FVL: A lot of reading, a lot of web searching, a trip to the Basketball Hall of Fame in Springfield. I gained a huge appreciation of Kareem Abdul-Jabbar’s writing—particularly his book on his early years and time with Coach John Wooden at UCLA. If you have HBO Max, I’d recommend the documentaries Magic and Bird, and City Dump, which is about the infamous NCAA point-shaving scandal.

JC: Fred really did the heavy lifting in regard to researching the book. Based on his script I gathered a lot of reference material on many of the personalities, locations, uniforms and more. Many photos of the early days are in black and white or don’t exist which made some chapters especially challenging.

FS: Were there surprises that you tripped across as you prepared the book?

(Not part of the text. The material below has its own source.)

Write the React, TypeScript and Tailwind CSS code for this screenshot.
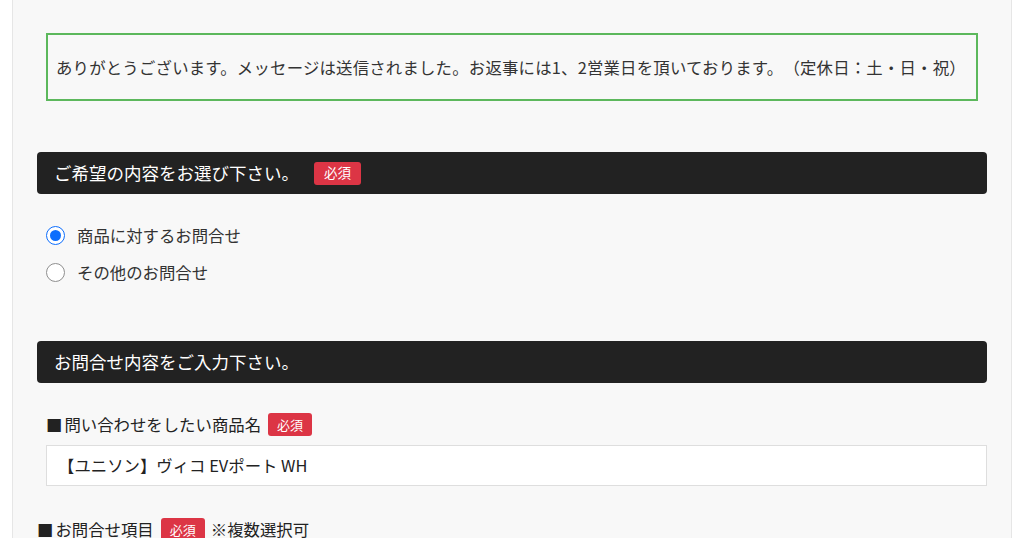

FVL: There were a lot of surprises, because I didn’t know all that much about the history of the game, more than the average modern fan. I had no idea how important the rival league, the ABA, was to the NBA, with the development of innovations like the three-point shot. I had no idea they used to do the tip-off after every shot, which just seems crazy to me! As crazy as today’s scores would be to the late 19th century fan: The score of the first ever game was 1-0, after all.

JC: My knowledge of the game prior to joining the team was that of an average fan. I was constantly surprised, enlightened, and entertained while drawing the book. The ABA era stuff was definitely a highlight.

FS: The book is gorgeous. How did you decide on the look of the book?

FVL: I asked Joe to come on board. The rest was easy.

JC: Thank you. I had an awesome script to work from, gorgeous color work from Dave Swartz and a great team at Ten Speed handling the graphic design.

FS: What other inspiration guided your hand when putting the book together?

FVL: You know, the book I kept thinking about was Ed Piskor’s HIP-HOP FAMILY TREE. I had a chance to chat with him at a signing of his here in Brooklyn and I was impressed with his modesty and love of the subject matter. There’s a lot of cultural crossover between hip-hop and basketball, obviously, so that was a touchstone too.

JC: For me, it was the Jack Davis Spaulding ads with Dr. J and Rick Berry that used to run on the back of every comic from my childhood. The double page splash in the book was my attempt at an homage to those ads.

FS: How did you decide what to throw the spotlight on when creating the book?

FVL: People like reading stories about other people. You’re never going to recreate the excitement of an NBA game in a book, even one that’s all pictures, so you need to focus on individual players’ stories on and off the court. There’s enough drama in the tales of the New York Rens, Babe Didrickson, Magic Johnson, the 1996 US Olympic women’s teams, Jordan, and so many others that rival any fictional comics story.

JC: Fred decides. I draws.

FS: Besides being entertained, what would you hope readers to take away from The Comic Book Story of Basketball?

FVL: Not to get too saccharine, but I think that hoops unites everyone, around the world, within the same unbroken hoop of basketball. The fact we can all come together around the same game shows that despite the efforts of others to divide, it’s easier than we think to come together for a common good.

JC: A truly global game for everyone. A game that at its core reflects some of best aspects of human nature. A game of unity, diversity, and inclusion. Be good to each other.

The Comic Book Story of Basketball: A Fast-Break History of Hoops is on sale now from Ten Speed Press.

From the official synopsis:

A fast-break history of basketball–from its humble beginnings to its all-time great players–featuring engaging true tales from the court and vivid, dynamic illustrations.

Whether it’s millionaire pros facing off in an indoor arena full of screaming fans or a lone kid shooting hoops on an outdoor court, basketball is one of the most popular and widely played sports in the world. The Comic Book Story of Basketball gives you courtside seats to the history of hoops. It chronicles the sport from its beginnings in a YMCA in Massachusetts to its current status as a beloved international game for men and women of all ages. Learn the true stories behind the college game, the street game, the women’s game, and the international game, with legendary players and coaches like Dr. J, Michael Jordan, LeBron James, and Steph Curry profiled throughout.